Stephen King est considéré comme l'un des plus grands écrivains de notre époque, et l'un des plus prolifiques aussi. N'appréciant guère l'épouvante, j'avoue avoir lu très peu de ses romans: "Charlie" et "Ca" (que j'avais d'ailleurs beaucoup aimés) lorsque j'avais une vingtaine d'années, point. Mais il m'était tout bonnement impossible de résister à une si prometteuse histoire de voyage dans le temps. Auteur américain oblige, pour une fois, l'événement améliorer l'histoire du monde n'est pas l'assassinat d'Hitler avant son arrivée au pouvoir, mais la survie de JFK. Ca change un peu, et surtout, ça permet de revisiter le début des années 1960 à travers les yeux du héros - une époque qui peut d'abord sembler bénie, parce que les gens s'y montraient plus amicaux et que la nourriture y avait meilleur goût, mais dont King nous rappelle qu'elle avait aussi ses côtés négatifs comme le ségrégationnisme ou une morale pesante qui bridait les rapports amoureux. Car d'amour, il est largement question ici. Alors qu'il tue le temps jusqu'en novembre 1963 en surveillant de loin Lee Harvey Oswald, Jack tombe sous le charme de Sadie Dunhill, ravissante bibliothécaire traumatisée par un mariage calamiteux. La très belle histoire qui naît entre eux va le placer face à un cruel dilemme.

"22/11/63" est, dans son édition de poche, un énorme pavé de plus de mille pages, et je peux sans mentir affirmer que je ne me suis pas ennuyée pendant un seul paragraphe. King est un narrateur hors pair qui, s'appuyant sur des recherches historiques fouillées, parvient à tisser une intrigue extrêmement riche alternant longues plages de tranquillité et rebondissements haletants. Les différents lieux dans lesquels Jack est amené à vivre ont chacun leur atmosphère propre; les personnages secondaires, même ceux qui ne font que passer l'espace d'un chapitre, sont tous incroyablement vivants.
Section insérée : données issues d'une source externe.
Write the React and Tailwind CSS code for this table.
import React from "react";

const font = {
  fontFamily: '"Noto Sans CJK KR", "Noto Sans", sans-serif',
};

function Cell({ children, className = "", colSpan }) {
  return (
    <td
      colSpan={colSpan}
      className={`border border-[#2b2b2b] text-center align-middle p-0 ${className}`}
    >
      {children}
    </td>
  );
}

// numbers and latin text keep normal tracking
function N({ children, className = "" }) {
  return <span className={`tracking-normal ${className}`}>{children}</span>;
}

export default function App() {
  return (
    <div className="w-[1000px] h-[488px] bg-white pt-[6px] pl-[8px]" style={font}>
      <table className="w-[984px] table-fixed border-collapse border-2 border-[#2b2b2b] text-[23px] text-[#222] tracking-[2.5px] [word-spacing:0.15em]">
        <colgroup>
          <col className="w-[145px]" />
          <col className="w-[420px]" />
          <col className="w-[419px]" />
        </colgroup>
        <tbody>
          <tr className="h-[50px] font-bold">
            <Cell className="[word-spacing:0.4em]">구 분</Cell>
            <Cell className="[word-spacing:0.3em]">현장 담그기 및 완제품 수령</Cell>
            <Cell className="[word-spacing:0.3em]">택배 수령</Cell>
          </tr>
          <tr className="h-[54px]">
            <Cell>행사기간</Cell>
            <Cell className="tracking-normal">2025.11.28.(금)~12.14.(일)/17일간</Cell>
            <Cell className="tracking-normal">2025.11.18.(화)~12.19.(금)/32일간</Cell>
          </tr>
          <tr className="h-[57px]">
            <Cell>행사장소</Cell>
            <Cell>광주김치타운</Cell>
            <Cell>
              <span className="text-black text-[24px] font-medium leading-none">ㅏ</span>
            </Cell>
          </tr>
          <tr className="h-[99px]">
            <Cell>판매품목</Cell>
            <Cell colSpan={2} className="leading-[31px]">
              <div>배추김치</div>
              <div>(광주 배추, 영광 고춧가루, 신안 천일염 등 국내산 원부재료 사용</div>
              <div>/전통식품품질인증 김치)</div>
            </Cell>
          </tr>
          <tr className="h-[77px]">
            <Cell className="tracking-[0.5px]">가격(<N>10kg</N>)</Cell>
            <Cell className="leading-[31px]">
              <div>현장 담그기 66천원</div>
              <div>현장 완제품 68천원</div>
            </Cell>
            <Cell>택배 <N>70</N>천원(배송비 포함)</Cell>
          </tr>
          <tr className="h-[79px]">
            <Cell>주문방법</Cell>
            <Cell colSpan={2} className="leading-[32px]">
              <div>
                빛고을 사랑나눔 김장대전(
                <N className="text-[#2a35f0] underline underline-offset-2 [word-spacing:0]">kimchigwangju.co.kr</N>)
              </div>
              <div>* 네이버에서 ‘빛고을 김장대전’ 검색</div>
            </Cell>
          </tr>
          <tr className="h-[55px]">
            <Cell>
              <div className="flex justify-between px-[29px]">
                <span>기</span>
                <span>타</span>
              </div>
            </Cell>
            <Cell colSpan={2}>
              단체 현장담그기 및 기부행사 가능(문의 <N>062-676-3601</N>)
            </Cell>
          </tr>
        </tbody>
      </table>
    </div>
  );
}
Et surtout, dans la façon nuancée mais lucide dont il les présente, King fait preuve de l'humanité profonde qui est la marque des grands écrivains. Il sait aussi bien évoquer le bonheur, la plénitude et la douceur de vivre que dépeindre la violence, le désespoir ou la pire des noirceurs. J'ai en outre beaucoup apprécié l'angle sous lequel il aborde la question maintes fois rebattue du paradoxe temporel. Un roman à lire absolument. 

"Le savons-nous tous secrètement? Le monde est un mécanisme parfaitement équilibré d'appels et d'échos de couleur rouge qui se font passer pour un système d'engrenages et de roues dentées, une horlogerie de rêve carillonnant sous la vitre d'un mystère que nous appelons la vie. Et au-delà de la vitre? Et tout autour d'elle? Du chaos, des tempêtes. Des hommes armés de marteaux, des hommes armés de couteaux, des hommes armés de fusils. Des femmes qui pervertissent ce qu'elle ne peuvent dominer et dénigrent ce qu'elles ne peuvent comprendre. Un univers d'horreur et de perte encerclant cette unique scène illuminée où dansent des mortels, comme un défi à l'obscurité."